Roth IRA vs 529: Which Is Better for You?
Roth IRAs and 529 plans can both be valuable tools for saving for college. Each has advantages and drawbacks, so it’s important to research your options before opening an account.
Using a Roth IRA to pay for college is a non-traditional strategy, but it can make sense if you aren’t sure your child will attend college. If your child decides against college, you can withdraw the contributions tax-free for any purpose. And if you withdraw the money after reaching 59 ½, the contributions and earnings are tax-free.

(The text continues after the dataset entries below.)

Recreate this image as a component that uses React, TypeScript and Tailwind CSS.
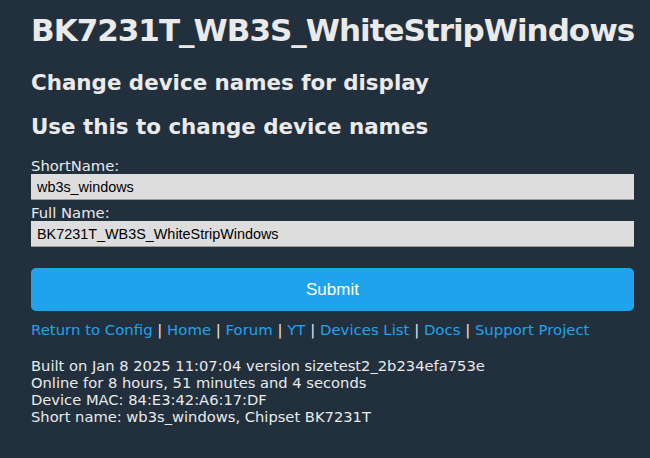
import React from "react";

const links = ["Return to Config", "Home", "Forum", "YT", "Devices List", "Docs", "Support Project"];

export default function App() {
    return (
        <div className="min-h-[458px] w-full bg-[#22303e] text-[#eaeaea] pl-[31px] pr-[16px] pt-[12px] font-['Verdana','DejaVu_Sans',sans-serif]">
            <h1 className="text-[31px] font-bold leading-[36px] tracking-[-1px]">BK7231T_WB3S_WhiteStripWindows</h1>
            <h2 className="mt-[23px] text-[21.4px] font-bold leading-[24px]">Change device names for display</h2>
            <h2 className="mt-[20px] text-[21.4px] font-bold leading-[24px]">Use this to change device names</h2>
            <form className="mt-[19px] flex flex-col text-[14.8px]" onSubmit={(e) => e.preventDefault()}>
                <label className="leading-[16px]">ShortName:</label>
                <input
                    defaultValue="wb3s_windows"
                    className="h-[26px] w-full bg-[#dddddd] text-black px-[6px] text-[14.4px] font-['Liberation_Sans',Arial,sans-serif] border-b border-[#999] outline-none"
                />
                <label className="mt-[5px] leading-[16px]">Full Name:</label>
                <input
                    defaultValue="BK7231T_WB3S_WhiteStripWindows"
                    className="h-[26px] w-full bg-[#dddddd] text-black px-[6px] text-[14.4px] font-['Liberation_Sans',Arial,sans-serif] border-b border-[#999] outline-none"
                />
                <button className="mt-[21px] h-[43px] w-full rounded-[5px] bg-[#1fa3ec] text-white text-[17px] font-['Liberation_Sans',Arial,sans-serif]">Submit</button>
            </form>
            <div className="mt-[9px] text-[14.9px] leading-[20px]">
                {links.map((l, i) => (
                    <span key={l}>
                        {i > 0 && <span className="text-[#eaeaea]"> | </span>}
                        <a href="#" className="text-[#1fa3ec]">{l}</a>
                    </span>
                ))}
            </div>
            <div className="mt-[17px] text-[14.7px] leading-[17px]">
                <div>Built on Jan 8 2025 11:07:04 version sizetest2_2b234efa753e</div>
                <div>Online for 8 hours, 51 minutes and 4 seconds</div>
                <div>Device MAC: 84:E3:42:A6:17:DF</div>
                <div>Short name: wb3s_windows, Chipset BK7231T</div>
            </div>
        </div>
    );
}
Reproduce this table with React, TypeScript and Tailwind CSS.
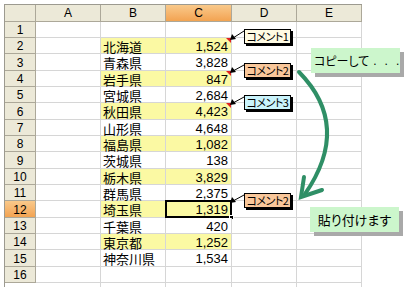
import React from 'react'

const rows: [number, string, string][] = [
    [1, '', ''],
    [2, '北海道', '1,524'],
    [3, '青森県', '3,828'],
    [4, '岩手県', '847'],
    [5, '宮城県', '2,684'],
    [6, '秋田県', '4,423'],
    [7, '山形県', '4,648'],
    [8, '福島県', '1,082'],
    [9, '茨城県', '138'],
    [10, '栃木県', '3,829'],
    [11, '群馬県', '2,375'],
    [12, '埼玉県', '1,319'],
    [13, '千葉県', '420'],
    [14, '東京都', '1,252'],
    [15, '神奈川県', '1,534'],
    [16, '', ''],
]

const commentRows = [2, 4, 6, 12]

const jp = "font-['Noto_Sans_CJK_JP','Noto_Sans',sans-serif]"
const latin = "font-['Liberation_Sans','Noto_Sans_CJK_JP',sans-serif]"

function Comment({ label, className }: { label: string; className: string }) {
    return (
        <div
            className={`absolute left-[244px] w-[47px] h-[15px] border border-black shadow-[2px_2px_0_#000] flex items-center justify-center whitespace-nowrap text-[11px] leading-none tracking-[-0.5px] text-black [font-feature-settings:'palt'] ${jp} ${className}`}
        >
            {label}
        </div>
    )
}

export default function App() {
    const cols = ['A', 'B', 'C', 'D', 'E']

    return (
        <div className="relative w-[410px] h-[291px] bg-white overflow-hidden">
            <div className="pl-[4px] pt-[4px]">
                <div className="inline-grid grid-cols-[31px_65px_65px_66px_65px_65px] border-l border-t border-[#9c9a90]">
                    {/* header row */}
                    <div className="h-[17px] bg-[#ece9d8] border-r border-b border-[#aca899]" />
                    {cols.map((c) => (
                        <div
                            key={c}
                            className={`h-[17px] border-r border-b border-[#aca899] flex items-center justify-center text-[12px] leading-none text-black ${latin} ${c === 'C' ? 'bg-gradient-to-b from-[#f9c98a] to-[#f2a351]' : 'bg-[#ece9d8]'}`}
                        >
                            {c}
                        </div>
                    ))}

                    {rows.map(([n, pref, val], i) => {
                        const h = i % 3 === 2 ? 'h-[17px]' : 'h-[16px]'
                        const yellow = n % 2 === 0 && n >= 2 && n <= 14
                        const selected = n === 12
                        return (
                            <React.Fragment key={n}>
                                <div
                                    className={`${h} border-r border-b border-[#aca899] flex items-end justify-center pb-[1px] text-[12px] leading-none text-black ${latin} ${selected ? 'bg-gradient-to-b from-[#f9c98a] to-[#f2a351]' : 'bg-[#ece9d8]'}`}
                                >
                                    {n}
                                </div>
                                <div className={`${h} border-r border-b border-[#d6d6d6]`} />
                                <div
                                    className={`${h} border-r border-b border-[#d6d6d6] flex items-center pl-[2px] pt-[1px] text-[13px] leading-none whitespace-nowrap text-black ${jp} ${yellow ? 'bg-[#fbf9a3]' : 'bg-white'}`}
                                >
                                    {pref}
                                </div>
                                <div
                                    className={`relative ${h} border-r border-b border-[#d6d6d6] flex items-center justify-end pr-[3px] pt-[1px] text-[13px] leading-none text-black ${latin} ${yellow ? 'bg-[#fbf9a3]' : 'bg-white'}`}
                                >
                                    {val}
                                    {commentRows.includes(n) && !selected && (
                                        <span className="absolute top-0 right-0 w-0 h-0 border-l-[5px] border-l-transparent border-t-[5px] border-t-[#e02020]" />
                                    )}
                                    {selected && (
                                        <>
                                            <span className="absolute -left-[1px] -top-[1px] -right-[1px] -bottom-[1px] border-2 border-black" />
                                            <span className="absolute -right-[3px] -bottom-[3px] w-[5px] h-[5px] bg-black border border-white" />
                                        </>
                                    )}
                                </div>
                                <div className={`${h} border-r border-b border-[#d6d6d6]`} />
                                <div className={`${h} border-r border-b border-[#d6d6d6]`} />
                            </React.Fragment>
                        )
                    })}

                    {/* clipped tail below row 16 */}
                    <div className="h-[4px]" />
                    <div className="h-[4px] border-r border-[#d6d6d6]" />
                    <div className="h-[4px] border-r border-[#d6d6d6]" />
                    <div className="h-[4px] border-r border-[#d6d6d6]" />
                    <div className="h-[4px] border-r border-[#d6d6d6]" />
                    <div className="h-[4px] border-r border-[#d6d6d6]" />
                </div>
            </div>

            {/* comment boxes */}
            <Comment label="コメント1" className="top-[29px] bg-[#fffbe3]" />
            <Comment label="コメント2" className="top-[63px] bg-[#f9c79a]" />
            <Comment label="コメント3" className="top-[95px] bg-[#c9f3fb]" />
            <Comment label="コメント2" className="top-[193px] bg-[#f9c79a]" />

            {/* callouts */}
            <div
                className={`absolute left-[311px] top-[48px] w-[89px] h-[25px] bg-[#ccf6cc] shadow-[4px_4px_0_#a9a9a9] flex items-center pl-[3px] whitespace-nowrap text-[12px] leading-none text-black ${jp}`}
            >
                <span className="[font-feature-settings:'palt']">コピーして</span>
                <span className={`pl-[4px] tracking-[8px] -mr-[8px] ${latin}`}>...</span>
            </div>
            <div
                className={`absolute left-[310px] top-[207px] w-[89px] h-[25px] bg-[#ccf6cc] shadow-[4px_4px_0_#a9a9a9] flex items-center justify-center whitespace-nowrap text-[13px] leading-none text-black [font-feature-settings:'palt'] ${jp}`}
            >
                貼り付けます
            </div>

            {/* arrows */}
            <svg className="absolute inset-0 pointer-events-none" width="410" height="291" viewBox="0 0 410 291">
                {[
                    [244, 31, 230, 40],
                    [244, 65, 230, 73],
                    [244, 97, 230, 105],
                    [244, 195, 230, 203],
                ].map(([x1, y1, x2, y2], k) => (
                    <g key={k}>
                        <line x1={x1} y1={y1} x2={x2 + 3} y2={y2 - 2} stroke="#000" strokeWidth="1" />
                        <polygon points={`${x2},${y2} ${x2 + 2},${y2 - 6} ${x2 + 6},${y2 - 1}`} fill="#000" />
                    </g>
                ))}
                <path d="M 299 72 Q 352 126 305 194" fill="none" stroke="#2f8f66" strokeWidth="4" strokeLinecap="round" />
                <polyline points="304,177 301,197 322,190" fill="none" stroke="#2f8f66" strokeWidth="4" strokeLinecap="round" strokeLinejoin="miter" />
            </svg>
        </div>
    )
}
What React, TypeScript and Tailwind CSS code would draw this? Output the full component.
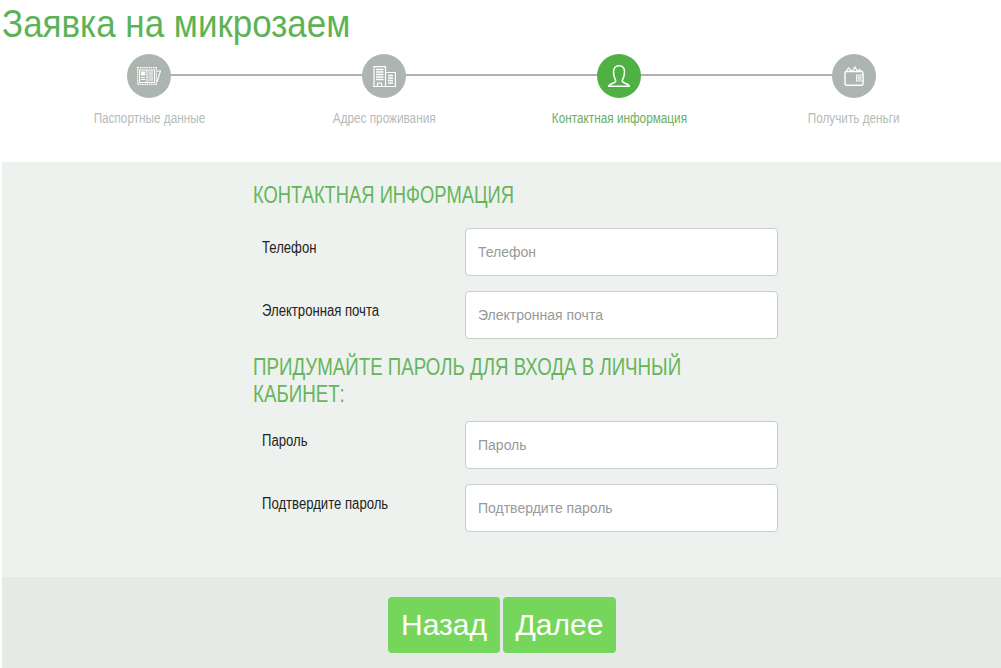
import type { ReactNode } from 'react';

const sans = "font-['Liberation_Sans',sans-serif]";

function PassportIcon() {
	return (
		<svg width="24" height="18" viewBox="0 0 24 18" fill="none" stroke="#fff" strokeWidth="1.1">
			<path d="M.6.6h18.800v16.800H.6z" strokeDasharray="1.500 0.700" />
			<path d="M2.500 3h15v12.500h-15z" />
			<path d="M10 3v12.500" />
			<rect x="3.800" y="4.500" width="4.500" height="4" fill="#fff" stroke="none" />
			<path d="M3.800 10.500h4.500M3.800 12.500h4.500M11.500 5h4.500M11.500 7h4.500M11.500 9h4.500M11.500 11h4.500M11.500 13h4.500" />
			<path d="M20 4h3.500L20 15" />
		</svg>
	);
}

function BuildingIcon() {
	return (
		<svg width="23" height="21" viewBox="0 0 23 21" fill="none" stroke="#fff" strokeWidth="1.2">
			<path d="M1 20.500V.6h11.500v19.900" />
			<path d="M12.500 6.500h9.900v14H0" />
			<path d="M3 3.500h7.500M3 6h7.500M3 8.500h7.500M3 11h7.500M3 13.500h7.500" strokeWidth="1.300" />
			<path d="M4.500 20.500v-3.500h4v3.500" />
			<path d="M15 9.500h5M15 12h5M15 14.500h5M15 17h5" strokeWidth="1.300" />
		</svg>
	);
}

function UserIcon() {
	return (
		<svg width="22" height="22" viewBox="0 0 22 22" fill="none" stroke="#fff" strokeWidth="1.500">
			<path d="M0 21.200h22M1 21c.4-1.800 3-2.600 5.500-3.500 1.400-.5 1.400-1.600.9-2.600C6.300 13 5.500 10 5.500 6.800 5.500 2.800 7.800.8 11 .8s5.500 2 5.500 6c0 3.200-.8 6.200-1.900 8.100-.5 1-.5 2.100.9 2.600 2.500.9 5.100 1.700 5.500 3.500" />
		</svg>
	);
}

function WalletIcon() {
	return (
		<svg width="20" height="20" viewBox="0 0 20 20" fill="none" stroke="#fff" strokeWidth="1.2">
			<rect x="1" y="5.500" width="18" height="13.800" rx="1.500" strokeWidth="1.400" />
			<path d="M2 5.500 4.500 2l3.500 3.500L11 1l2.500 4.500 2-2 1.500 2" />
			<rect x="12.500" y="9" width="6.500" height="6" fill="#c4cbc6" stroke="#fff" strokeWidth="0.800" />
			<circle cx="15.500" cy="12" r="1.400" strokeWidth="0.800" />
		</svg>
	);
}

function Step({ icon, label, active }: { icon: ReactNode; label: string; active?: boolean }) {
	return (
		<div className="relative flex w-[235px] flex-col items-center">
			<div
				className={`flex h-[44px] w-[44px] items-center justify-center rounded-full ${active ? 'bg-[#4fb044]' : 'bg-[#adb5b0]'}`}
			>
				{icon}
			</div>
			<div
				className={`mt-[12px] scale-x-[.84] whitespace-nowrap text-[14px] leading-[16px] ${active ? 'text-[#6bae62]' : 'text-[#b5bcb8]'}`}
			>
				{label}
			</div>
		</div>
	);
}

function Field({ label }: { label: string }) {
	return (
		<div className="flex">
			<label className="w-[203px] origin-left scale-x-[.82] pt-[10px] text-[16px] leading-[20px] whitespace-nowrap text-[#1e2421]">
				{label}
			</label>
			<input
				placeholder={label}
				className="h-[48px] w-[313px] rounded-[4px] border border-[#c9cdca] bg-white px-[12px] text-[14px] outline-none placeholder:text-[#999]"
			/>
		</div>
	);
}

export default function App() {
	return (
		<div className={`h-[668px] w-[1001px] overflow-hidden bg-white ${sans}`}>
			<h1 className="ml-[2px] origin-left scale-x-[.897] pt-[2px] text-[39px] leading-[44px] whitespace-nowrap text-[#5cb356]">
				Заявка на микрозаем
			</h1>

			<div className="relative ml-[31.5px] mt-[8px] flex h-[108px]">
				<div className="absolute left-[117px] top-[20px] h-[2px] w-[705px] bg-[#adb3af]" />
				<Step icon={<PassportIcon />} label="Паспортные данные" />
				<Step icon={<BuildingIcon />} label="Адрес проживания" />
				<Step icon={<UserIcon />} label="Контактная информация" active />
				<Step icon={<WalletIcon />} label="Получить деньги" />
			</div>

			<div className="ml-[2px] h-[415px] bg-[#eef2ef] pl-[260px] pt-[19px]">
				<h2 className="-ml-[9px] w-[600px] origin-left scale-x-[.765] text-[24px] leading-[27px] text-[#66b55c]">
					КОНТАКТНАЯ ИНФОРМАЦИЯ
				</h2>
				<div className="mt-[20px] flex flex-col gap-[15px]">
					<Field label="Телефон" />
					<Field label="Электронная почта" />
				</div>
				<h2 className="-ml-[9px] mt-[14px] w-[580px] origin-left scale-x-[.78] text-[24px] leading-[27px] text-[#66b55c]">
					ПРИДУМАЙТЕ ПАРОЛЬ ДЛЯ ВХОДА В ЛИЧНЫЙ КАБИНЕТ:
				</h2>
				<div className="mt-[14px] flex flex-col gap-[15px]">
					<Field label="Пароль" />
					<Field label="Подтвердите пароль" />
				</div>
			</div>

			<div className="ml-[2px] flex h-[91px] justify-center gap-[3px] bg-[#e5eae7] pl-[1px] pt-[20px]">
				<button className="h-[56px] w-[112px] rounded-[4px] bg-[#76d65b] pb-[2px] text-[30px] text-white">Назад</button>
				<button className="h-[56px] w-[113px] rounded-[4px] bg-[#76d65b] pb-[2px] text-[30px] text-white">Далее</button>
			</div>
		</div>
	);
}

A 529 plan makes more sense if your child is committed to attending college, particularly if they may attend a more expensive private school or need to earn a master’s degree too. A 529 plan has higher contribution limits and additional tax benefits, making it a good option for college-focused students.
Roth IRAs and 529 plans can pay for your child’s college expenses and help them avoid taking on too much student loan debt. Whichever account type you choose, start contributing as early as possible to take advantage of compound interest. You can use the U.S. Securities and Exchange Commission’s compound interest calculator to see how your contributions can grow over time.